Quel message souhaiteriez-vous communiquer aux jeunes qui sont en ce moment à Louis-le-Grand ?
Un enseignement de premier ordre, tel que celui que j’ai reçu à Louis-le-grand, offre des outils non seulement pour l’intelligence et la mémorisation des matériaux et méthodes, mais aussi pour la production, le raffinement et la déconstruction du savoir. Il prépare et appelle même son dépassement.
Le recours “facile” à l’intelligence artificielle peut mener aux antipodes de cette définition, même si par ailleurs l’IA ouvre des possibilités immenses dans certains domaines, en médecine, ou en archéologie où elle permet par exemple de décoder, grâce à des algorithmes, des textes sur rouleaux anciens sans briser ces derniers en tentant de les desceller.

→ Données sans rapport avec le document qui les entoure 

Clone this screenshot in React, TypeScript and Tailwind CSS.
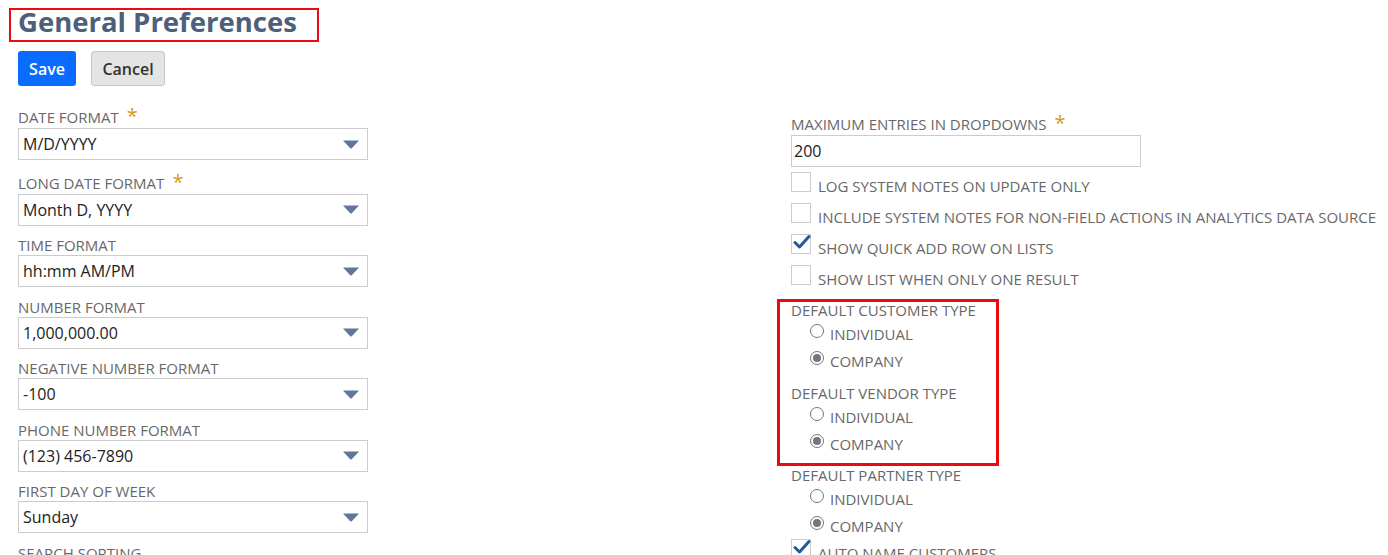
import React from "react";

const leftFields = [
  { label: "DATE FORMAT", value: "M/D/YYYY", required: true },
  { label: "LONG DATE FORMAT", value: "Month D, YYYY", required: true },
  { label: "TIME FORMAT", value: "hh:mm AM/PM" },
  { label: "NUMBER FORMAT", value: "1,000,000.00" },
  { label: "NEGATIVE NUMBER FORMAT", value: "-100" },
  { label: "PHONE NUMBER FORMAT", value: "(123) 456-7890" },
  { label: "FIRST DAY OF WEEK", value: "Sunday" },
];

function Label({ text, required }: { text: string; required?: boolean }) {
  return (
    <div
      className={
        "flex items-start whitespace-nowrap text-[15px] leading-[20px] text-[#686868] " +
        (required ? "h-[24px] pt-[3px]" : "h-[20px]")
      }
    >
      <span>{text}</span>
      {required && (
        <span className="ml-[8px] mt-[-1px] text-[20px] leading-[20px] text-[#d49a1a]">*</span>
      )}
    </div>
  );
}

function SelectField({ label, value, required }: { label: string; value: string; required?: boolean }) {
  return (
    <div className="flex flex-col">
      <Label text={label} required={required} />
      <div className="flex h-[32px] w-[350px] items-center justify-between border border-[#cccccc] bg-white pl-[4px] pr-[8px]">
        <span className="text-[16px] text-[#222222]">{value}</span>
        <svg width="16" height="9" viewBox="0 0 16 9">
          <path d="M0 0.5 H16 L9 8 Q8 9 7 8 Z" fill="#607799" />
        </svg>
      </div>
    </div>
  );
}

function Checkbox({ label, checked }: { label: string; checked?: boolean }) {
  return (
    <div className="flex h-[31px] items-start whitespace-nowrap">
      <div className="relative mt-[5px] h-[20px] w-[20px] shrink-0 border border-[#cccccc] bg-white">
        {checked && (
          <svg className="absolute left-[1px] top-[-1px]" width="18" height="16" viewBox="0 0 18 16">
            <path d="M2 8.5 L6.5 13 L16 2.5" fill="none" stroke="#24599b" strokeWidth="3" strokeLinecap="round" strokeLinejoin="round" />
          </svg>
        )}
      </div>
      <span className="ml-[7px] mt-[9px] text-[15px] leading-[20px] text-[#686868]">{label}</span>
    </div>
  );
}

function Radio({ label, checked, height }: { label: string; checked?: boolean; height: string }) {
  return (
    <div className={"flex items-center pl-[19px] " + height}>
      <div className="mb-[6px] flex h-[14px] w-[14px] items-center justify-center rounded-full border border-[#767676] bg-white">
        {checked && <div className="h-[8px] w-[8px] rounded-full bg-[#767676]" />}
      </div>
      <span className="ml-[6px] text-[15px] leading-[20px] text-[#686868]">{label}</span>
    </div>
  );
}

function RadioGroup({ label }: { label: string }) {
  return (
    <div className="flex flex-col pb-[8.5px]">
      <Label text={label} />
      <Radio label="INDIVIDUAL" height="h-[28px]" />
      <Radio label="COMPANY" checked height="h-[26px]" />
    </div>
  );
}

export default function App() {
  return (
    <div
      className="h-[555px] w-[1388px] overflow-hidden bg-white"
      style={{ fontFamily: '"Open Sans", "Liberation Sans", sans-serif' }}
    >
      <div className="px-[18px]">
        {/* Title */}
        <div className="relative pt-[3px]">
          <h1 className="text-[27.5px] font-bold leading-[38px] text-[#4d5f7a]">General Preferences</h1>
          <div className="pointer-events-none absolute left-[-9px] top-[8px] h-[34px] w-[310px] border-2 border-[#ea0a12]" />
        </div>

        {/* Buttons */}
        <div className="mt-[10px] flex gap-[15px]">
          <button className="h-[35px] w-[58px] rounded-[3px] bg-[#0a6cff] text-[16px] font-semibold text-white">
            Save
          </button>
          <button className="h-[35px] w-[74px] rounded-[3px] border border-[#c8c8c8] bg-[#e4e4e4] text-[16px] font-semibold text-[#333333]">
            Cancel
          </button>
        </div>

        <div className="mt-[18px] flex">
          {/* Left column */}
          <div className="flex w-[773px] shrink-0 flex-col gap-[9.5px]">
            {leftFields.map((f) => (
              <SelectField key={f.label} label={f.label} value={f.value} required={f.required} />
            ))}
            <Label text="SEARCH SORTING" />
          </div>

          {/* Right column */}
          <div className="mt-[7px] flex flex-col">
            <Label text="MAXIMUM ENTRIES IN DROPDOWNS" required />
            <div className="flex h-[32px] w-[350px] items-center border border-[#cccccc] bg-white pl-[2px]">
              <span className="text-[16px] text-[#222222]">200</span>
            </div>
            <div className="flex flex-col">
              <Checkbox label="LOG SYSTEM NOTES ON UPDATE ONLY" />
              <Checkbox label="INCLUDE SYSTEM NOTES FOR NON-FIELD ACTIONS IN ANALYTICS DATA SOURCE" />
              <Checkbox label="SHOW QUICK ADD ROW ON LISTS" checked />
              <Checkbox label="SHOW LIST WHEN ONLY ONE RESULT" />
            </div>
            <div className="relative mt-[9px]">
              <RadioGroup label="DEFAULT CUSTOMER TYPE" />
              <RadioGroup label="DEFAULT VENDOR TYPE" />
              <div className="pointer-events-none absolute left-[-14px] top-[-1px] h-[167px] w-[222px] border-[3px] border-[#ea0a12]" />
            </div>
            <RadioGroup label="DEFAULT PARTNER TYPE" />
            <div className="mt-[-14px]">
              <Checkbox label="AUTO NAME CUSTOMERS" checked />
            </div>
          </div>
        </div>
      </div>
    </div>
  );
}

En outre, il me semble important non pas tant d’appliquer le savoir acquis que de l’impliquer dans (littéralement, de le mettre dans les plis de) l’action, de le mettre au défi de ses fins. Ce faisant, on repère mieux, dans nos constructions, cohérences et surtout dissonances, lesquelles ne sont pas forcément à réduire mais à considérer.
Que pourrait vous permettre l’Association ?
C’est M. Daniel Cabou, dont j’ai lu le bel entretien sur “Il était une fois Louis-le-Grand”, qui m’avait encouragée à faire partie de l’Association des anciens élèves de Louis-le-Grand : je lui en sais gré.
L’Association m’a permis de rencontrer, sur une base de confiance immédiate, des personnes au parcours extraordinaire telles que vous-même, et aussi de contribuer au Fonds de solidarité à destination des étudiants. Il avait été question que je fasse un exposé à un gala de fin d’année, projet qui se matérialisera sans doute dans un prochain avenir.
Ma démarche n’est en tous cas pas utilitaire : je vois le lycée Louis-le-Grand essentiellement comme une matrice de personnalités, de références et de souvenirs qui me sont chers.
[1] L.S. Senghor “La place des langues classiques dans les humanités sénégalaises ”. Bulletin de l’Association Guillaume Budé, 1979, 2, p 164.